The mood changed. England now looked to exert their authority and they kicked to the corner. But even there they could not produce what they wanted. In truth they probably should have continued a powerful driving maul but chose to move the ball, and then when it went right replacement Ben Youngs threw Finn Russell a lovely interception pass that the Scotland fly-half might have done more with than kick away instantly. Indeed had he looked left he might have seen that he had support and acres of open field in which to work.
England made him pay when Farrell struck an excellent penalty from 46 metres after a scrum. It was 15-6.

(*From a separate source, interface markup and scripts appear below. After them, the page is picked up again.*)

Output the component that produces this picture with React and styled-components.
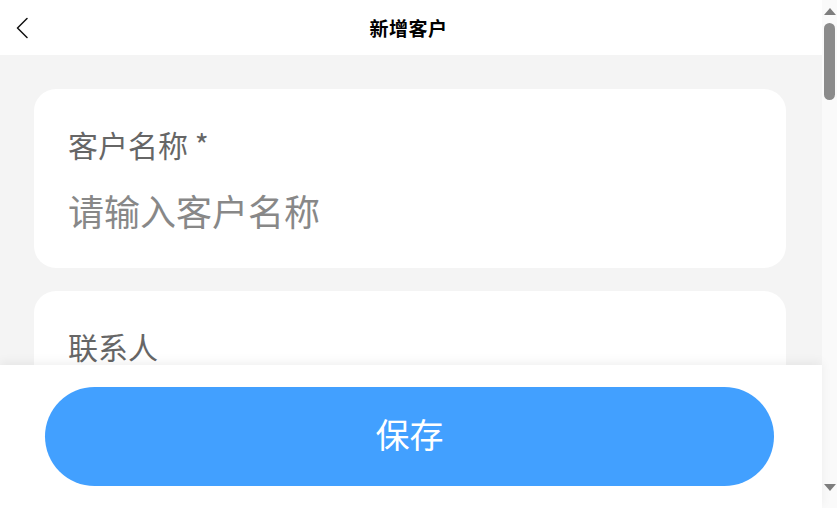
import React from "react";
import styled, { createGlobalStyle } from "styled-components";

const Global = createGlobalStyle`
  html, body { margin: 0; padding: 0; background: #f4f4f4; overflow: hidden; }
  body { font-family: "Noto Sans CJK SC", "Noto Sans", sans-serif; }
  * { box-sizing: border-box; }
`;

const Shell = styled.div`
  display: flex;
  height: 100vh;
`;

const Viewport = styled.div`
  position: relative;
  flex: 1;
  min-width: 0;
`;

const Scroller = styled.div`
  height: 100%;
  overflow-y: auto;
  scrollbar-width: none;
  background: #f4f4f4;
  &::-webkit-scrollbar { display: none; }
`;

const ScrollTrack = styled.div`
  width: 15px;
  flex: none;
  background: #fafafa;
  display: flex;
  flex-direction: column;
  align-items: center;
  padding: 8px 0 17px;
`;

const Arrow = styled.svg`
  display: block;
  flex: none;
`;

const Thumb = styled.div`
  width: 11px;
  height: 77px;
  margin-top: 8px;
  border-radius: 6px;
  background: #8b8b8b;
`;

const TrackRest = styled.div`
  flex: 1;
`;

const Content = styled.div`
  padding-bottom: 193px;
`;

const Header = styled.header`
  height: 55px;
  background: #fff;
  display: grid;
  grid-template-columns: 55px 1fr 60px;
  align-items: center;
`;

const Back = styled.button`
  border: 0;
  background: none;
  padding: 0 0 0 16px;
  height: 55px;
  display: flex;
  align-items: center;
  cursor: pointer;
`;

const Title = styled.h1`
  margin: 0;
  text-align: center;
  font-size: 19px;
  line-height: 55px;
  font-weight: 700;
  color: #000;
  letter-spacing: 0.5px;
`;

const Form = styled.main`
  padding: 34px 36px 0 34px;
  display: flex;
  flex-direction: column;
  gap: 23px;
`;

const Card = styled.section`
  background: #fff;
  border-radius: 22px;
  padding: 34px 34px 33px;
  display: flex;
  flex-direction: column;
  gap: 20px;
`;

const Label = styled.label`
  font-size: 30px;
  line-height: 42px;
  color: #666;
`;

const Input = styled.input`
  border: 0;
  outline: none;
  padding: 0;
  height: 50px;
  font-family: inherit;
  font-size: 36px;
  color: #333;
  background: transparent;
  &::placeholder { color: #888; }
`;

const Footer = styled.footer`
  position: absolute;
  left: 0;
  right: 0;
  bottom: 0;
  height: 143px;
  background: #fff;
  padding: 22px 48px 22px 45px;
  box-shadow: 0 -3px 10px rgba(0, 0, 0, 0.06);
  display: flex;
`;

const SaveButton = styled.button`
  flex: 1;
  border: 0;
  border-radius: 50px;
  background: #42a0ff;
  color: #fff;
  font-family: inherit;
  font-size: 34px;
  padding: 0 0 6px;
  cursor: pointer;
`;

const fields = [
  ["客户名称 *", "请输入客户名称"],
  ["联系人", "请输入联系人"],
  ["联系电话", "请输入联系电话"],
  ["手机号码", "请输入手机号码"],
  ["电子邮箱", "请输入电子邮箱"],
  ["公司地址", "请输入公司地址"],
  ["所属行业", "请输入所属行业"],
  ["客户来源", "请输入客户来源"],
  ["客户等级", "请输入客户等级"],
  ["开户银行", "请输入开户银行"],
  ["银行账号", "请输入银行账号"],
  ["税号", "请输入税号"],
  ["备注", "请输入备注"],
];

export default function App() {
  return (
    <>
      <Global />
      <Shell>
        <Viewport>
          <Scroller>
            <Content>
              <Header>
                <Back aria-label="返回">
                  <svg width="12" height="22" viewBox="0 0 12 22" fill="none">
                    <path d="M11 1.5 L1.5 11 L11 20.5" stroke="#111" strokeWidth="1.5" strokeLinecap="round" strokeLinejoin="round" />
                  </svg>
                </Back>
                <Title>新增客户</Title>
                <span />
              </Header>
              <Form>
                {fields.map(([label, ph]) => (
                  <Card key={label}>
                    <Label>{label}</Label>
                    <Input placeholder={ph} />
                  </Card>
                ))}
              </Form>
            </Content>
          </Scroller>
          <Footer>
            <SaveButton>保存</SaveButton>
          </Footer>
        </Viewport>
        <ScrollTrack aria-hidden="true">
          <Arrow width="12" height="7" viewBox="0 0 12 7">
            <path d="M6 0 L12 7 L0 7 Z" fill="#7e7e7e" />
          </Arrow>
          <Thumb />
          <TrackRest />
          <Arrow width="12" height="7" viewBox="0 0 12 7">
            <path d="M0 0 L12 0 L6 7 Z" fill="#7e7e7e" />
          </Arrow>
        </ScrollTrack>
      </Shell>
    </>
  );
}
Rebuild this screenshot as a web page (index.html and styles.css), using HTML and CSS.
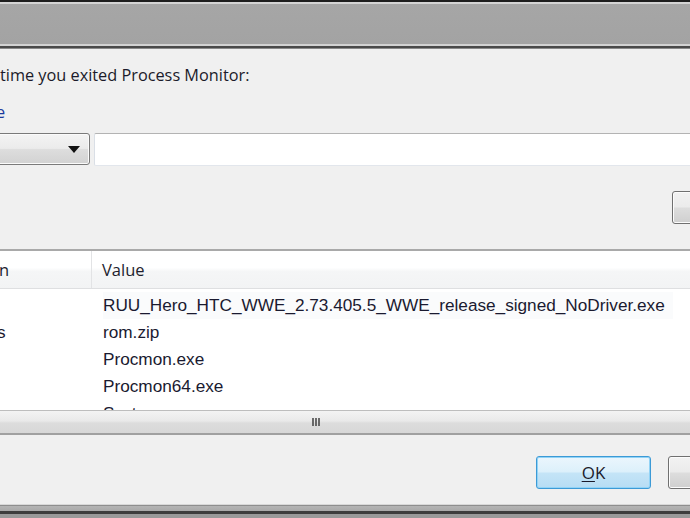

It was a lead for England but not surely enough to warrant Nowell taking a quick lineout inside his own half and landing Mike Brown in a bit of trouble. Hogg made sure the ball was run back effectively and the penalty was Scotland's. Laidlaw made it 15-9.
For the first time in the match there was a little niggle, and, no, it did not involve Hartley, but, yes, it did involve Farrell and Brown. It was nothing really, though, but Brown did make an uncharacteristic mistake soon afterwards, kicking straight out.
Hartley departed after 76 minutes and, whether it was coincidence, it was interesting that England's best scrummage of the match came immediately afterwards. They won a penalty from it and from the ensuing lineout went through 10 phases so that they were deep in Scotland's half when the final whistle went. Ford booted the ball into the stands and there was some celebrations from England. It must have been relief. It cannot really have been anything else. We move on swiftly.
Scorers - Scotland: Laidlaw 3 pens; England: Kruis, Nowell try each; Farrell pen, con;
Scotland: Hogg; Maitland, Bennett, Scott, Seymour (Taylor 65); Russell, Laidlaw (capt); Dickinson (Reid 58), Ford (McInally 64), Nel (Fagerson 69), R Gray, J Gray (Swinson 70), Barclay (Cowan 59), Hardie, Denton.
England: Brown; Nowell, Joseph, Farrell, Watson; Ford, Care (B Youngs 54); Marler (M Vunipola 49), Hartley (capt; George 76)), Cole, Launchbury (Lawes 47), Kruis, Robshaw (Clifford 69), Haskell, B Vunipola.